Ironically, energy efficiency standards are an inefficient climate mitigation strategy.  A major review by the Breakthrough Institute concluded: “There is a large expert consensus and strong evidence that below-cost energy efficiency measures drive a rebound in energy consumption that erodes much and in some cases all of the expected energy savings.”

The administration’s proposed CO2 emission limits for existing power plants pose the biggest risk to consumer welfare and the economy. Like it or not, coal still provides the largest share of U.S. electric power. At best, CO2 emission limits make electricity more costly. At worst, they can destroy coal as an economically-viable electricity fuel and force coal power plants to shut down.

Let’s briefly review the unsavory history of this policy.

In December 2010, the EPA entered into a sue-and-settle agreement with a gaggle of state attorneys general, the Natural Resources Defense Council, Sierra Club, and Environmental Defense Fund. In closed-door negotiations from which the affected industry was excluded, the EPA committed to establish greenhouse gas new source performance standards (NSPS) for new and modified coal-fired power plants and emission “guidelines” for existing (i.e. non-modified) power plants. So much for the administration’s commitment to transparency and equal access to federal decision makers!

In March 2012, the EPA’s so-called carbon pollution rule proposed to establish an NSPS of 1000 lbs. CO2/MWh for fossil-fuel power plants. The standard effectively requires utilities planning to build new coal power plants to “fuel switch” and build natural gas combined cycle (NGCC) power plants instead. About 95% of new NGCC plants already meet the standard whereas the most efficient commercial coal power plants emit 1,800 lbs. CO2/MWh (77 FR 22417).  

Congress considered and rejected a similar NSPS proposal – section 116 of the Waxman-Markey cap-and-trade bill – when Senate leaders pulled the plug on companion legislation. More to the point, if the administration had introduced the NSPS as a freestanding bill, it would have been dead on arrival. The “carbon pollution” rule and subsequent emission guidelines flout the separation of powers.
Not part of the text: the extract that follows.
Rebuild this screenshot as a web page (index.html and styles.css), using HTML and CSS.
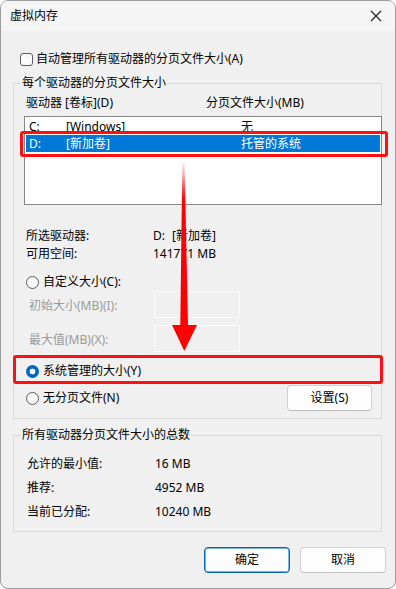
FILE: index.html
```html
<!DOCTYPE html>
<html lang="zh-CN">
<head>
<meta charset="utf-8">
<title>虚拟内存</title>
<link rel="stylesheet" href="styles.css">
</head>
<body>
<div class="window">
  <div class="titlebar">
    <span class="title">虚拟内存</span>
    <svg class="close" width="12" height="12" viewBox="0 0 12 12"><path d="M1 1 L11 11 M11 1 L1 11" stroke="#1b1b1b" stroke-width="1.1" fill="none"/></svg>
  </div>
  <div class="content">
    <div class="check-row"><span class="checkbox"></span><span>自动管理所有驱动器的分页文件大小(A)</span></div>

    <fieldset class="group group-drives">
      <legend>每个驱动器的分页文件大小</legend>
      <div class="list-header"><span>驱动器 [卷标](D)</span><span>分页文件大小(MB)</span></div>
      <div class="listbox">
        <div class="list-row"><span>C:</span><span>[Windows]</span><span>无</span></div>
        <div class="list-row selected"><span>D:</span><span>[新加卷]</span><span>托管的系统</span></div>
      </div>
      <div class="info">
        <span>所选驱动器:</span><span class="drive-val"><span>D:</span><span>[新加卷]</span></span>
        <span>可用空间:</span><span>141771 MB</span>
      </div>
      <div class="radio-row custom"><span class="radio"></span><span>自定义大小(C):</span></div>
      <div class="field-row"><span class="field-label">初始大小(MB)(I):</span><span class="textbox"></span></div>
      <div class="field-row second"><span class="field-label">最大值(MB)(X):</span><span class="textbox"></span></div>
      <div class="radio-row sys"><span class="radio checked"></span><span>系统管理的大小(Y)</span></div>
      <div class="nopage-row">
        <div class="radio-row"><span class="radio"></span><span>无分页文件(N)</span></div>
        <button class="btn set-btn">设置(S)</button>
      </div>
    </fieldset>

    <fieldset class="group group-total">
      <legend>所有驱动器分页文件大小的总数</legend>
      <div class="totals">
        <span>允许的最小值:</span><span>16 MB</span>
        <span>推荐:</span><span>4952 MB</span>
        <span>当前已分配:</span><span>10240 MB</span>
      </div>
    </fieldset>

    <div class="actions">
      <button class="btn primary">确定</button>
      <button class="btn">取消</button>
    </div>
  </div>

  <div class="mark mark-row"></div>
  <div class="mark mark-radio"></div>
  <svg class="arrow" width="396" height="589" viewBox="0 0 396 589">
    <defs>
      <linearGradient id="fade" x1="0" y1="161" x2="0" y2="200" gradientUnits="userSpaceOnUse">
        <stop offset="0" stop-color="#ff0000" stop-opacity="0"/>
        <stop offset="1" stop-color="#ff0000" stop-opacity="1"/>
      </linearGradient>
    </defs>
    <polygon points="182.3,161 184.5,161 188,325 197,325 184.3,351 172,325 180.3,325" fill="url(#fade)"/>
  </svg>
</div>
</body>
</html>
```

FILE: styles.css
```css
* { box-sizing: border-box; }

html, body {
  margin: 0;
  padding: 0;
  background: #ffffff;
}

body {
  font-family: "Noto Sans", "Noto Sans CJK SC", sans-serif;
  font-size: 12px;
  line-height: 16px;
  color: #000;
}

.window {
  position: relative;
  width: 396px;
  height: 589px;
  border: 1px solid #9c9c9c;
  border-radius: 8px;
  background: #f0f0f0;
  overflow: hidden;
}

.titlebar {
  height: 30px;
  background: #f5f5f5;
  display: flex;
  align-items: center;
  justify-content: space-between;
  padding: 0 9px 0 9px;
}

.title {
  font-size: 12px;
}

.close {
  display: block;
  margin-right: 4px;
}

.content {
  padding: 0 13px 0 12px;
}

.check-row {
  margin-top: 20px;
  height: 16px;
  display: flex;
  align-items: center;
}

.checkbox {
  width: 13px;
  height: 13px;
  margin-left: 7px;
  margin-right: 3px;
  border: 1px solid #5c5c5c;
  border-radius: 3px;
  background: #fbfbfb;
}

.group {
  margin: 8px 0 0 0;
  padding: 0;
  border: 1px solid #d9d9d9;
  min-width: 0;
}

.group legend {
  margin-left: 7px;
  padding: 0 1px;
  line-height: 16px;
}

.list-header {
  margin-top: 4px;
  height: 16px;
  display: grid;
  grid-template-columns: 180px 1fr;
  padding-left: 12px;
}

.listbox {
  margin-top: 5px;
  margin-left: 10px;
  width: 358px;
  height: 89px;
  border: 1px solid #868686;
  background: #fff;
  padding: 1px 1px 0 1px;
}

.list-row {
  height: 17px;
  display: grid;
  grid-template-columns: 37px 175px 1fr;
  align-items: center;
  padding-left: 3px;
  color: #000;
}

.list-row.selected {
  background: #0078d7;
  color: #fff;
}

.info {
  margin-top: 22px;
  padding-left: 12px;
  display: grid;
  grid-template-columns: 127px 1fr;
  grid-auto-rows: 18px;
  align-items: center;
}

.drive-val {
  display: flex;
  gap: 7px;
}

.radio-row {
  height: 18px;
  display: flex;
  align-items: center;
  padding-left: 12px;
}

.radio {
  width: 13px;
  height: 13px;
  border: 1px solid #5c5c5c;
  border-radius: 50%;
  background: #f7f7f7;
  margin-right: 4px;
  flex: none;
}

.radio.checked {
  border: none;
  background: radial-gradient(circle, #ffffff 0 2.6px, #0067c0 3.2px);
}

.custom {
  margin-top: 10px;
}

.field-row {
  display: flex;
  align-items: flex-start;
  padding-left: 15px;
  height: 27px;
}

.field-row.second {
  margin-top: 7px;
}

.field-label {
  width: 125px;
  margin-top: 7px;
  color: #9a9a9a;
}

.textbox {
  width: 86px;
  height: 27px;
  border: 1px solid #fbfbfb;
  background: #f0f0f0;
}

.sys {
  margin-top: 10px;
}

.nopage-row {
  margin-top: 5px;
  display: flex;
  justify-content: space-between;
  align-items: center;
  padding-right: 9px;
  margin-bottom: 7px;
}

.btn {
  font-family: inherit;
  font-size: 12px;
  line-height: 16px;
  color: #000;
  height: 26px;
  border: 1px solid #d0d0d0;
  border-bottom-color: #bdbdbd;
  border-radius: 4px;
  background: #fdfdfd;
  padding: 0;
  margin: 0;
}

.set-btn {
  width: 85px;
}

.totals {
  margin-top: 9px;
  margin-bottom: 7px;
  padding-left: 13px;
  display: grid;
  grid-template-columns: 128px 1fr;
  grid-auto-rows: 24px;
  align-items: center;
}

.actions {
  margin-top: 15px;
  margin-right: -4px;
  display: flex;
  justify-content: flex-end;
  gap: 10px;
}

.actions .btn {
  width: 86px;
}

.btn.primary {
  border: 1px solid #0067c0;
  box-shadow: inset 0 0 0 0.5px #0067c0;
}

.mark {
  position: absolute;
  border: 3px solid #ff1010;
  border-radius: 3px;
  pointer-events: none;
}

.mark-row {
  left: 19px;
  top: 130px;
  width: 368px;
  height: 26px;
}

.mark-radio {
  left: 12px;
  top: 354px;
  width: 370px;
  height: 29px;
}

.arrow {
  position: absolute;
  left: -1px;
  top: -1px;
  pointer-events: none;
}
```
In both oral remarks and agency documents, the EPA in 2010 and 2011 assured Congress and industry stakeholders it would not use greenhouse gas regulation to require fuel switching from coal to gas. That, however, is exactly what the proposed “carbon pollution” rule would do.

Had the EPA been straight with Congress about its anti-coal agenda, Sen. Lisa Murkowski (R-Alaska) and Sen. James Inhofe (R-Okla.) might have garnered more support for their legislative initiatives to rein in the agency. Agencies are not supposed to provide false information to influence how lawmakers vote.

The proposed “carbon pollution” rule bizarrely assumes that a gas turbine is an “emission reduction system” for a coal boiler. That is so contorted courts would likely overturn the NSPS as arbitrary and capricious. So the final rule may have separate NSPS for coal power plants and NGCC plants. Nonetheless, in all likelihood it will still deter investment in new coal generation.

We’ll have to see what the CO2 emission guidelines entail. This much is obvious. The parties who sued and settled with EPA hope and expect the guidelines will accelerate retirements of existing coal power plants.

Although anti-coal regulations will raise the cost of energy and put another drag on our anemic economy, they won’t provide any detectable benefit for either people or the planet, even if one assumes global warming is a big problem.

Using IPCC assumptions, Cato Institute climatologist Chip Knappenberger calculates that even if the U.S. stops emitting CO2 immediately, “the ultimate impact on projected global temperature rise would be a reduction, or a ‘savings,’ of approximately 0.08°C by the year 2050 and 0.17°C by the year 2100—amounts that are, for all intents and purposes, negligible.” The “carbon pollution” rule and associated guidelines would do even less. They are an exercise in futility.

Besides, the notion that climate change is a crisis requiring immediate action is contrary to the best available science. The substantial gap between observations and climate model projections suggests that the “consensus” has been wrong about the key scientific issue: climate sensitivity. Equally important, a slew of recent studies of climate-change impacts discredit the “planetary emergency” narrative. For example, sea-level rise in the 21st century is more likely to be measured in inches rather than feet or meters.

The President’s top priority should be to help restore prosperity and robust economic growth. He should open his eyes to what’s happening in North Dakota, Texas, Pennsylvania, Ohio, and other states that allow Americans to use their ingenuity and capital to develop domestic energy resources.

As Manhattan Institute scholar Mark Mills argues, unleashing the “North American energy colossus” could revive the economy, create millions of new jobs, and generate hundreds of billions in tax revenues for state and local government without raising taxes.

The President should get with the program!  The most important contribution he could make would be to abandon a regulatory agenda the core premise of which is that fossil fuels are bad and should be suppressed.